> **EXERCISE OBJECTIVE**: Identify the lines holding "React" and copy them.

> **MATERIAL FOR THE TASK**:

——

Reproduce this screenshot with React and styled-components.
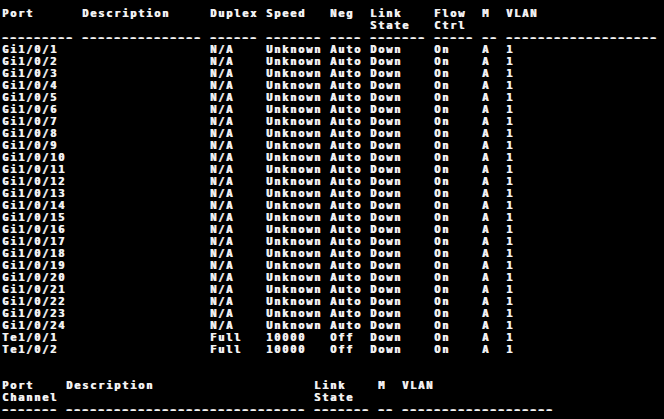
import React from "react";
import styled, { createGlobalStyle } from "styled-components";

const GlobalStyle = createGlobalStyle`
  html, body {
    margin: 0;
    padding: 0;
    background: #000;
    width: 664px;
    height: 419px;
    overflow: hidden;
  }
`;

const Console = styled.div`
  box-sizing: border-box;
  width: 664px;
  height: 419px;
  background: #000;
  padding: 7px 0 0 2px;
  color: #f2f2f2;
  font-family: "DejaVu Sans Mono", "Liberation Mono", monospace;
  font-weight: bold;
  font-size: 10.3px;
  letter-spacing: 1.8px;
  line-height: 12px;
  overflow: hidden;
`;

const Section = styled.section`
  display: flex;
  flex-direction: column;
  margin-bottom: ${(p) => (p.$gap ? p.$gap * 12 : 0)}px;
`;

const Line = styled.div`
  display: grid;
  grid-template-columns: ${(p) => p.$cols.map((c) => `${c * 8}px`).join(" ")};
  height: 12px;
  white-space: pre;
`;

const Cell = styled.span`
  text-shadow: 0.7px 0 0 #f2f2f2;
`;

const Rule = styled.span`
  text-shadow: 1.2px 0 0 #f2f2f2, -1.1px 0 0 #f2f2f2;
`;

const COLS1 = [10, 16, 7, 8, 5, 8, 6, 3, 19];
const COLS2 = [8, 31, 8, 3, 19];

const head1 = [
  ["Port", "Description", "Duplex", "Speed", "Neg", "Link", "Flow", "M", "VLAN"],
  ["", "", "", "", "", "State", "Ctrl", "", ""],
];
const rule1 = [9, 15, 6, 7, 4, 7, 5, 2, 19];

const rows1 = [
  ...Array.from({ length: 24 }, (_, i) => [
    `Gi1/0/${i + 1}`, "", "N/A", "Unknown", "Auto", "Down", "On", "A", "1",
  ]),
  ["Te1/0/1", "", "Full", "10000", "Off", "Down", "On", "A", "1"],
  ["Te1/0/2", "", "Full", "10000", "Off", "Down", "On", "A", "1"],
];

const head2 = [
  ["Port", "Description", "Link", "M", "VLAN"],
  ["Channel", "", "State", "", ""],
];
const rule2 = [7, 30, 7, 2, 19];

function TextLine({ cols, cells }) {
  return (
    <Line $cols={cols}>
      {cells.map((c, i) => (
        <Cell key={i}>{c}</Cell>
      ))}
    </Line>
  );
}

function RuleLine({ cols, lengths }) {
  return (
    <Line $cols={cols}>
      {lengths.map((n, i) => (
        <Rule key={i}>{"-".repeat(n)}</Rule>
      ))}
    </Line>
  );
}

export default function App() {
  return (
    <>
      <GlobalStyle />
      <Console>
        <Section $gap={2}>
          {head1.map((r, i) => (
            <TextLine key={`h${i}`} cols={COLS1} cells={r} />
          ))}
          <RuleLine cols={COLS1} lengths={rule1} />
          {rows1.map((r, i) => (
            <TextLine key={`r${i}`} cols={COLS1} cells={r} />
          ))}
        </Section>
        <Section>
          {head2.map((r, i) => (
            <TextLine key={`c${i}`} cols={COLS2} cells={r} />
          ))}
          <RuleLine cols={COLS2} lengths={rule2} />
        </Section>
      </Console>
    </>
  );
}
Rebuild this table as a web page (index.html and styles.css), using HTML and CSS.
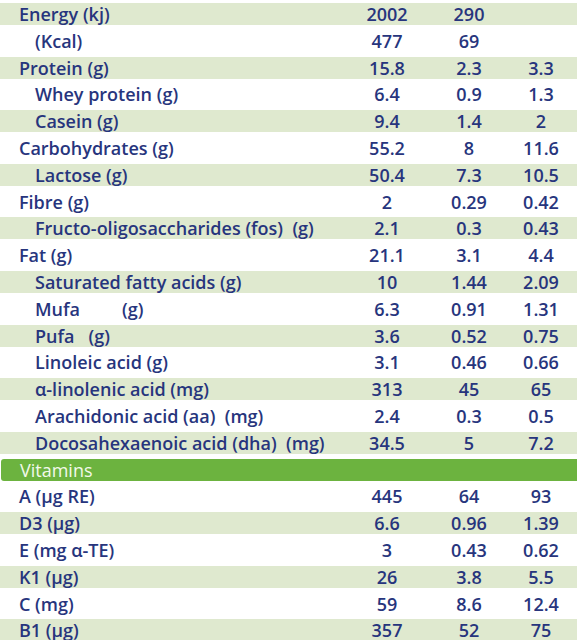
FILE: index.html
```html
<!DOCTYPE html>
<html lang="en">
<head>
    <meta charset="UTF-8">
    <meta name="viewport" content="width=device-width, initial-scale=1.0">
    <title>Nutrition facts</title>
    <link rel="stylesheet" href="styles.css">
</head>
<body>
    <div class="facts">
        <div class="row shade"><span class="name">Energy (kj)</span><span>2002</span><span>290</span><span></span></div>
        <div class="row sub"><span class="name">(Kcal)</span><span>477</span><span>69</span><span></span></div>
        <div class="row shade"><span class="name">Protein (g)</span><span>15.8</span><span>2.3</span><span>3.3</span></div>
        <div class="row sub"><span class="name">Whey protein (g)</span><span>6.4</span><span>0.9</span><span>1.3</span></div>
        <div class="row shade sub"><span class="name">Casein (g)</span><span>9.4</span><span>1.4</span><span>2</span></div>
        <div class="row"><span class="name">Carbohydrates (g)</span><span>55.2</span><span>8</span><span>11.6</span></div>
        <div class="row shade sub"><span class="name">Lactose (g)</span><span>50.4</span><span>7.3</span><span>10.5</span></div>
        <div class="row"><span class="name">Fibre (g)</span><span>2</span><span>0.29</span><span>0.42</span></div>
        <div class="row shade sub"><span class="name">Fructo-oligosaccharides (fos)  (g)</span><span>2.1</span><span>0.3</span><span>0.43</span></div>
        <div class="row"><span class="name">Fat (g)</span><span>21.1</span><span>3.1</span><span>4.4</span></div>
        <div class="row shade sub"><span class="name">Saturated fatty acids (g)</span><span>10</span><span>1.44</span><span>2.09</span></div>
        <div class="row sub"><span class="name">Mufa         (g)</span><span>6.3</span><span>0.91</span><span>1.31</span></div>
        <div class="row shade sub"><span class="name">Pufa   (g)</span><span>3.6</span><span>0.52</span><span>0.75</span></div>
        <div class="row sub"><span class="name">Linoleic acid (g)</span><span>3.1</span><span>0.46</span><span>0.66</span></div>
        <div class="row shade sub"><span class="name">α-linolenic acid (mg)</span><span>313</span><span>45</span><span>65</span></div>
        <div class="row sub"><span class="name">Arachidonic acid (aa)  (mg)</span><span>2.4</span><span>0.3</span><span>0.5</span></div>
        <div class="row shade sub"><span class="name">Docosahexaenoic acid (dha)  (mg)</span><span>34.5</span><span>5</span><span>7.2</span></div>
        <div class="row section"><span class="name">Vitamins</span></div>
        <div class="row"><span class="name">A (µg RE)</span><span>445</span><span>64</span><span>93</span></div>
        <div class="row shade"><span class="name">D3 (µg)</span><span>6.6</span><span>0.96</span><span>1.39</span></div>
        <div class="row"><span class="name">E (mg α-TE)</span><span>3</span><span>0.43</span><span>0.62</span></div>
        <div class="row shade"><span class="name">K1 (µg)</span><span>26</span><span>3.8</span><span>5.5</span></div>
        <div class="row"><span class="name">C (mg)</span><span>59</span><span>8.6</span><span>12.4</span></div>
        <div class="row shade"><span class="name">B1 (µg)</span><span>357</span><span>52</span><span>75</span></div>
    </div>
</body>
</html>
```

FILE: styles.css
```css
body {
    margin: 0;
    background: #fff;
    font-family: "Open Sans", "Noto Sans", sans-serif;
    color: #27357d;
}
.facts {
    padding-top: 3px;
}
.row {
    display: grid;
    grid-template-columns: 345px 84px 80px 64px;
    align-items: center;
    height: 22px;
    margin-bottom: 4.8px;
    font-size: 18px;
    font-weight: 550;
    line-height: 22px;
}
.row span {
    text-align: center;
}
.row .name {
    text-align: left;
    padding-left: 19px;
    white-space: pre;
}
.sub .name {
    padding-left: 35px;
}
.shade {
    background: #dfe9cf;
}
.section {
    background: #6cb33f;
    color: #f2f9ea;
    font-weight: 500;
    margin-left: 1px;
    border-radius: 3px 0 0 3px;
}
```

——

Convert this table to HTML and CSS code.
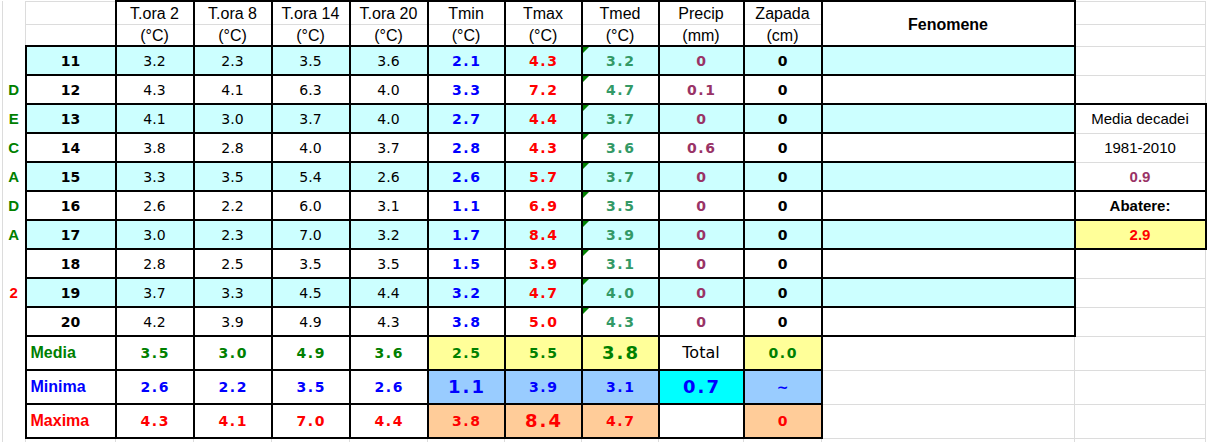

——

> **FINAL RESULT**:
Reproduce this screenshot with React and styled-components.
import React from "react";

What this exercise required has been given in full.